• _Work to do_
Return the material exactly as supplied, apart from the pictures, which are omitted.
::::
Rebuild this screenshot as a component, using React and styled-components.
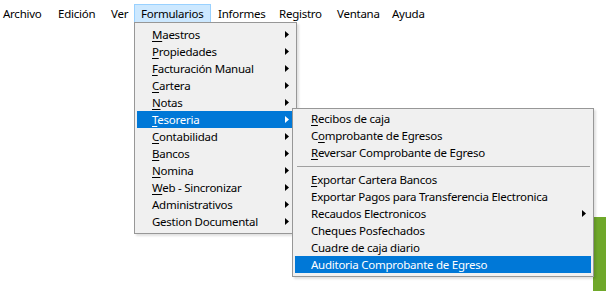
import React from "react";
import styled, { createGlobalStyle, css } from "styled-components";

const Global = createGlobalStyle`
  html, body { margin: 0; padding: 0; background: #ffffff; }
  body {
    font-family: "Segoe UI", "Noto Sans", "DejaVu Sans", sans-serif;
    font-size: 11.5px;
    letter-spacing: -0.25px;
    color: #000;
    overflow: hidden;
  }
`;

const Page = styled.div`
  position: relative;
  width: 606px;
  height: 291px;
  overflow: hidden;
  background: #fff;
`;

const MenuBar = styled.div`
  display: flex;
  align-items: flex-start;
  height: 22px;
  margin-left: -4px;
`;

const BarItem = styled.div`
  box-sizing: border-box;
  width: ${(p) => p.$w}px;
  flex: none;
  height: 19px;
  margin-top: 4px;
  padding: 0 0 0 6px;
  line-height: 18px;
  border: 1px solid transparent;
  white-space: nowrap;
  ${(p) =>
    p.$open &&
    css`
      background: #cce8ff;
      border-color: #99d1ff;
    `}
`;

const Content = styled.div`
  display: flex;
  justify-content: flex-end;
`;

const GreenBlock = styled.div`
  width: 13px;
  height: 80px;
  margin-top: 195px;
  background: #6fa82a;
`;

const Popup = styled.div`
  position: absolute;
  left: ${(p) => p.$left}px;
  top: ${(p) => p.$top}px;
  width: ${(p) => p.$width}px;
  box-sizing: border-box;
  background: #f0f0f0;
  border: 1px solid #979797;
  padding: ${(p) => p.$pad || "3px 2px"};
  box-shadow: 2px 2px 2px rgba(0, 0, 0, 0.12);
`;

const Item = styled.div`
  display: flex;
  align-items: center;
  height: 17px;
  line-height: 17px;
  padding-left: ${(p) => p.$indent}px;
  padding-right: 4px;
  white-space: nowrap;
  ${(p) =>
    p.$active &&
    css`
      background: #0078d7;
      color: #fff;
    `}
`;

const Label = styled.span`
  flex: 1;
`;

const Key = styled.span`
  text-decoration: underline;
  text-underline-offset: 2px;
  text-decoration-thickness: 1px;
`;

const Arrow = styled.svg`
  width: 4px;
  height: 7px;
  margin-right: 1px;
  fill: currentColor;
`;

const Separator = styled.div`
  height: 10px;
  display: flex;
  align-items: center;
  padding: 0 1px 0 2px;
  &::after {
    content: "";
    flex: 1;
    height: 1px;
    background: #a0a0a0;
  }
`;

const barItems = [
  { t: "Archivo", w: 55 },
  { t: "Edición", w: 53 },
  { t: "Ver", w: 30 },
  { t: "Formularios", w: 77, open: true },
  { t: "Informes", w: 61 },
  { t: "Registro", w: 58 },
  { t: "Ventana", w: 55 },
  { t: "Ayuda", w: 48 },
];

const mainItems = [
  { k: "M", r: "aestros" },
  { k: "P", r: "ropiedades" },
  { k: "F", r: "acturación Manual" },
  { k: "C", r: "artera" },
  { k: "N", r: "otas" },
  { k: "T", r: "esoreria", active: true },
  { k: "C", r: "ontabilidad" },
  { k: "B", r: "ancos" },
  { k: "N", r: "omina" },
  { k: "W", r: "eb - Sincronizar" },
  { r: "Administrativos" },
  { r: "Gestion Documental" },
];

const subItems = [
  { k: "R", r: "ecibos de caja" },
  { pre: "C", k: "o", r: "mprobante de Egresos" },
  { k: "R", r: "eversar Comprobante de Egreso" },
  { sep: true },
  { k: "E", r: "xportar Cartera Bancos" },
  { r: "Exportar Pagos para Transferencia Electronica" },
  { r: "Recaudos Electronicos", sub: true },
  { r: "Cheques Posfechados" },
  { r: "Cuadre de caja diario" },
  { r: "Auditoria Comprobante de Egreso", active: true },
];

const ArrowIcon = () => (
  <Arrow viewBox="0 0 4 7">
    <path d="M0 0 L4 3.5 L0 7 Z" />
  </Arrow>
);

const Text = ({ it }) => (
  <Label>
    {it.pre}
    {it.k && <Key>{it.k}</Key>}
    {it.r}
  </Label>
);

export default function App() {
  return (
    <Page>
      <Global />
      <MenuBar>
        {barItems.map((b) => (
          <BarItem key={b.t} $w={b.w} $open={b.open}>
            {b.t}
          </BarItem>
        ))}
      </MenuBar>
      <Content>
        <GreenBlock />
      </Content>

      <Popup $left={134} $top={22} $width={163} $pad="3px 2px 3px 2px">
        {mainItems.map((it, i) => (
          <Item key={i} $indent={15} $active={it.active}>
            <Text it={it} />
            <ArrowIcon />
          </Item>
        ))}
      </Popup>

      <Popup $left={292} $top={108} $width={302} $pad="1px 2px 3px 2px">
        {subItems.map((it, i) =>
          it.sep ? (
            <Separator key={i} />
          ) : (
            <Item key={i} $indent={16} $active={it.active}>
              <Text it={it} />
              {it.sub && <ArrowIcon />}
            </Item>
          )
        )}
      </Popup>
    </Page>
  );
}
::::
• _Solved exercise_
Rebuild this screenshot as a component, using React and styled-components.
import React from "react";
import styled, { createGlobalStyle, css } from "styled-components";

const Global = createGlobalStyle`
  html, body { margin: 0; padding: 0; background: #ffffff; }
  body {
    font-family: "Segoe UI", "Noto Sans", "DejaVu Sans", sans-serif;
    font-size: 11.5px;
    letter-spacing: -0.25px;
    color: #000;
    overflow: hidden;
  }
`;

const Page = styled.div`
  position: relative;
  width: 606px;
  height: 291px;
  overflow: hidden;
  background: #fff;
`;

const MenuBar = styled.div`
  display: flex;
  align-items: flex-start;
  height: 22px;
  margin-left: -4px;
`;

const BarItem = styled.div`
  box-sizing: border-box;
  width: ${(p) => p.$w}px;
  flex: none;
  height: 19px;
  margin-top: 4px;
  padding: 0 0 0 6px;
  line-height: 18px;
  border: 1px solid transparent;
  white-space: nowrap;
  ${(p) =>
    p.$open &&
    css`
      background: #cce8ff;
      border-color: #99d1ff;
    `}
`;

const Content = styled.div`
  display: flex;
  justify-content: flex-end;
`;

const GreenBlock = styled.div`
  width: 13px;
  height: 80px;
  margin-top: 195px;
  background: #6fa82a;
`;

const Popup = styled.div`
  position: absolute;
  left: ${(p) => p.$left}px;
  top: ${(p) => p.$top}px;
  width: ${(p) => p.$width}px;
  box-sizing: border-box;
  background: #f0f0f0;
  border: 1px solid #979797;
  padding: ${(p) => p.$pad || "3px 2px"};
  box-shadow: 2px 2px 2px rgba(0, 0, 0, 0.12);
`;

const Item = styled.div`
  display: flex;
  align-items: center;
  height: 17px;
  line-height: 17px;
  padding-left: ${(p) => p.$indent}px;
  padding-right: 4px;
  white-space: nowrap;
  ${(p) =>
    p.$active &&
    css`
      background: #0078d7;
      color: #fff;
    `}
`;

const Label = styled.span`
  flex: 1;
`;

const Key = styled.span`
  text-decoration: underline;
  text-underline-offset: 2px;
  text-decoration-thickness: 1px;
`;

const Arrow = styled.svg`
  width: 4px;
  height: 7px;
  margin-right: 1px;
  fill: currentColor;
`;

const Separator = styled.div`
  height: 10px;
  display: flex;
  align-items: center;
  padding: 0 1px 0 2px;
  &::after {
    content: "";
    flex: 1;
    height: 1px;
    background: #a0a0a0;
  }
`;

const barItems = [
  { t: "Archivo", w: 55 },
  { t: "Edición", w: 53 },
  { t: "Ver", w: 30 },
  { t: "Formularios", w: 77, open: true },
  { t: "Informes", w: 61 },
  { t: "Registro", w: 58 },
  { t: "Ventana", w: 55 },
  { t: "Ayuda", w: 48 },
];

const mainItems = [
  { k: "M", r: "aestros" },
  { k: "P", r: "ropiedades" },
  { k: "F", r: "acturación Manual" },
  { k: "C", r: "artera" },
  { k: "N", r: "otas" },
  { k: "T", r: "esoreria", active: true },
  { k: "C", r: "ontabilidad" },
  { k: "B", r: "ancos" },
  { k: "N", r: "omina" },
  { k: "W", r: "eb - Sincronizar" },
  { r: "Administrativos" },
  { r: "Gestion Documental" },
];

const subItems = [
  { k: "R", r: "ecibos de caja" },
  { pre: "C", k: "o", r: "mprobante de Egresos" },
  { k: "R", r: "eversar Comprobante de Egreso" },
  { sep: true },
  { k: "E", r: "xportar Cartera Bancos" },
  { r: "Exportar Pagos para Transferencia Electronica" },
  { r: "Recaudos Electronicos", sub: true },
  { r: "Cheques Posfechados" },
  { r: "Cuadre de caja diario" },
  { r: "Auditoria Comprobante de Egreso", active: true },
];

const ArrowIcon = () => (
  <Arrow viewBox="0 0 4 7">
    <path d="M0 0 L4 3.5 L0 7 Z" />
  </Arrow>
);

const Text = ({ it }) => (
  <Label>
    {it.pre}
    {it.k && <Key>{it.k}</Key>}
    {it.r}
  </Label>
);

export default function App() {
  return (
    <Page>
      <Global />
      <MenuBar>
        {barItems.map((b) => (
          <BarItem key={b.t} $w={b.w} $open={b.open}>
            {b.t}
          </BarItem>
        ))}
      </MenuBar>
      <Content>
        <GreenBlock />
      </Content>

      <Popup $left={134} $top={22} $width={163} $pad="3px 2px 3px 2px">
        {mainItems.map((it, i) => (
          <Item key={i} $indent={15} $active={it.active}>
            <Text it={it} />
            <ArrowIcon />
          </Item>
        ))}
      </Popup>

      <Popup $left={292} $top={108} $width={302} $pad="1px 2px 3px 2px">
        {subItems.map((it, i) =>
          it.sep ? (
            <Separator key={i} />
          ) : (
            <Item key={i} $indent={16} $active={it.active}>
              <Text it={it} />
              {it.sub && <ArrowIcon />}
            </Item>
          )
        )}
      </Popup>
    </Page>
  );
}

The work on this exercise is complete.